Record set:

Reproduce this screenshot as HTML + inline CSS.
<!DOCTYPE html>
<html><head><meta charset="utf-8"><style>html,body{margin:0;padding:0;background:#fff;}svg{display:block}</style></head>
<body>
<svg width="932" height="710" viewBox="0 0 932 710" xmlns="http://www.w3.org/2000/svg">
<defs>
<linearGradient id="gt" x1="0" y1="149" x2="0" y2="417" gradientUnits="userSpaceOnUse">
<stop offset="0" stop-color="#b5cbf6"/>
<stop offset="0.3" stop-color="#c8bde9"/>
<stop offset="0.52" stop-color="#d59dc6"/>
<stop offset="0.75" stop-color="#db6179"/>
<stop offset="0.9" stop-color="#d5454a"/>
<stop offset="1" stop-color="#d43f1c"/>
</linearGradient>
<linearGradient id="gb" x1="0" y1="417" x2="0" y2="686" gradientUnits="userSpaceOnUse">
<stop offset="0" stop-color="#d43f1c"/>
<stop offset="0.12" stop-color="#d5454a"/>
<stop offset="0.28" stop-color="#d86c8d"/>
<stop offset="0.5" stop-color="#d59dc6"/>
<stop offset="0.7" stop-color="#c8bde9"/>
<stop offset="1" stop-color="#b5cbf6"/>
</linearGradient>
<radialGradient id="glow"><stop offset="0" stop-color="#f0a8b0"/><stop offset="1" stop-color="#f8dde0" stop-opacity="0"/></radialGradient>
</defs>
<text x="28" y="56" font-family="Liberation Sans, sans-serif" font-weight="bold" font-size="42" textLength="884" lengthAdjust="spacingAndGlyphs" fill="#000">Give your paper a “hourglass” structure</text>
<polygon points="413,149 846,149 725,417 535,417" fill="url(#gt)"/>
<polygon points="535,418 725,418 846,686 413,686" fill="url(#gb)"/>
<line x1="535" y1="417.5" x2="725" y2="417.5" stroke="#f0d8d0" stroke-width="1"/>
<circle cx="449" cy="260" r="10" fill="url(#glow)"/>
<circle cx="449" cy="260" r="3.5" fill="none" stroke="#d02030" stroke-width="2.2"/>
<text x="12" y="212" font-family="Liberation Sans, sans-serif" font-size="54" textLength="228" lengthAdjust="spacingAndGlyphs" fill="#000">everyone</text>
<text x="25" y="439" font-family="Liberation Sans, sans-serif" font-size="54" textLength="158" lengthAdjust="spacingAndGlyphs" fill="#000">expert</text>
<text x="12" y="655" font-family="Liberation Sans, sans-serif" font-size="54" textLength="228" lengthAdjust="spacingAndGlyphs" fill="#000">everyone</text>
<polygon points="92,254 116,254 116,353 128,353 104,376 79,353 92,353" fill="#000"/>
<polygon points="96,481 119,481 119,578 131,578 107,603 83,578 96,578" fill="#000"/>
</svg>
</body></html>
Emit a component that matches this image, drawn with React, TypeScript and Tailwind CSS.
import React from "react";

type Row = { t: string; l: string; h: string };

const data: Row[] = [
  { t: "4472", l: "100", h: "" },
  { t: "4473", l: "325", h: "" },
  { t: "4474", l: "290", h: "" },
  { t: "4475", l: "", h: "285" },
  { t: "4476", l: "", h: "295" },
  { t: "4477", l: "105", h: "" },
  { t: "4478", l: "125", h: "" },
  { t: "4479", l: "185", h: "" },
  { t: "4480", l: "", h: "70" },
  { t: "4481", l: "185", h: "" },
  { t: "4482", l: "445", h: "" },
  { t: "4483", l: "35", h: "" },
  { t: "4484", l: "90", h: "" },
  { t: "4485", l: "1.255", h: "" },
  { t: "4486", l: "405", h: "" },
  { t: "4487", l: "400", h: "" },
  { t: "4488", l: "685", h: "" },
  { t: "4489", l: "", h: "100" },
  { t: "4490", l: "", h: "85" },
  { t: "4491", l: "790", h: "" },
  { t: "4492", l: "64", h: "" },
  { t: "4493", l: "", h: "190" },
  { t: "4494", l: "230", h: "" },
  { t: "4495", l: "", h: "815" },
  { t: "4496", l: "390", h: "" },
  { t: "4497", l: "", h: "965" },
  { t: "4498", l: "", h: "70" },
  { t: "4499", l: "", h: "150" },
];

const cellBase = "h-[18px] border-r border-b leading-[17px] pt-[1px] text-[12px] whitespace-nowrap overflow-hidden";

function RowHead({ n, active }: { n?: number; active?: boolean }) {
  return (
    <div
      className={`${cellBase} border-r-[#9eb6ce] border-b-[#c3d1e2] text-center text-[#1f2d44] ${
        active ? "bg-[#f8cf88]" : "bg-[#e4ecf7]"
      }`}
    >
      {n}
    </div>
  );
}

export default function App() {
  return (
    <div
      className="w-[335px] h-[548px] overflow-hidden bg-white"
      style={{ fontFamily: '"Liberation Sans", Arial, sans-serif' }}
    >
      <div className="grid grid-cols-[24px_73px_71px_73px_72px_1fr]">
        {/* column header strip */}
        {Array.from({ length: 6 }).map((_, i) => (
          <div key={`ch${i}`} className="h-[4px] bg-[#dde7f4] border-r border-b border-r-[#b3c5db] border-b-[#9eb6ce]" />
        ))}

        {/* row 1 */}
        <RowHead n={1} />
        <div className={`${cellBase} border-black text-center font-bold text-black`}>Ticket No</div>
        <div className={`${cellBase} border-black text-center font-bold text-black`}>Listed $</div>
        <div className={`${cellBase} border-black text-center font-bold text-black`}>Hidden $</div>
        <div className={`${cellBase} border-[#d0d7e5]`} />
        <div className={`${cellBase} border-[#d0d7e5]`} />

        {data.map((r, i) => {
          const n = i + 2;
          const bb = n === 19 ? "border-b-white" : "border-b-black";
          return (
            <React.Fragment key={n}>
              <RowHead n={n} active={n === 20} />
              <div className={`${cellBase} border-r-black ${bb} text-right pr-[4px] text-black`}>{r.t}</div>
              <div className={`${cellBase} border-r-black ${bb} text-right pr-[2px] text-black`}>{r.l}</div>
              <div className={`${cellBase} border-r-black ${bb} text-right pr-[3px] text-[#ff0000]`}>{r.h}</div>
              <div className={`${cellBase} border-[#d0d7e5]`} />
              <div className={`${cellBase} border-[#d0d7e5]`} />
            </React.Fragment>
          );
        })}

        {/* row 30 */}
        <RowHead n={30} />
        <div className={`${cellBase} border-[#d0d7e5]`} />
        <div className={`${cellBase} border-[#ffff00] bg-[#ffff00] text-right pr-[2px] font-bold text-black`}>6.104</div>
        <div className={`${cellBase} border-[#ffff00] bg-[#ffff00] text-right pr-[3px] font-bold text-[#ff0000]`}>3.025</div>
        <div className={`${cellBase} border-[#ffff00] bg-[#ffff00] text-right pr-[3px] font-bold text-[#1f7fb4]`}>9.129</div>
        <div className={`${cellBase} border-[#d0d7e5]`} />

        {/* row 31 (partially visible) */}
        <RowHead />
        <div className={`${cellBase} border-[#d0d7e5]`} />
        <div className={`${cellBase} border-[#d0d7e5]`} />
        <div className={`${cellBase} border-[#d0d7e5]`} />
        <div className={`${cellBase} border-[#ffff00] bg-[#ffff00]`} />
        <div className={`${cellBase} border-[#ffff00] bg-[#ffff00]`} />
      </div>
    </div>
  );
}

Requirement: Within the listing above, extract exactly the lines from the line with "Emit a component" to the line with "border-r border-b leading-[17px]", the two named lines included, and no others.

Response:
Emit a component that matches this image, drawn with React, TypeScript and Tailwind CSS.
import React from "react";

type Row = { t: string; l: string; h: string };

const data: Row[] = [
  { t: "4472", l: "100", h: "" },
  { t: "4473", l: "325", h: "" },
  { t: "4474", l: "290", h: "" },
  { t: "4475", l: "", h: "285" },
  { t: "4476", l: "", h: "295" },
  { t: "4477", l: "105", h: "" },
  { t: "4478", l: "125", h: "" },
  { t: "4479", l: "185", h: "" },
  { t: "4480", l: "", h: "70" },
  { t: "4481", l: "185", h: "" },
  { t: "4482", l: "445", h: "" },
  { t: "4483", l: "35", h: "" },
  { t: "4484", l: "90", h: "" },
  { t: "4485", l: "1.255", h: "" },
  { t: "4486", l: "405", h: "" },
  { t: "4487", l: "400", h: "" },
  { t: "4488", l: "685", h: "" },
  { t: "4489", l: "", h: "100" },
  { t: "4490", l: "", h: "85" },
  { t: "4491", l: "790", h: "" },
  { t: "4492", l: "64", h: "" },
  { t: "4493", l: "", h: "190" },
  { t: "4494", l: "230", h: "" },
  { t: "4495", l: "", h: "815" },
  { t: "4496", l: "390", h: "" },
  { t: "4497", l: "", h: "965" },
  { t: "4498", l: "", h: "70" },
  { t: "4499", l: "", h: "150" },
];

const cellBase = "h-[18px] border-r border-b leading-[17px] pt-[1px] text-[12px] whitespace-nowrap overflow-hidden";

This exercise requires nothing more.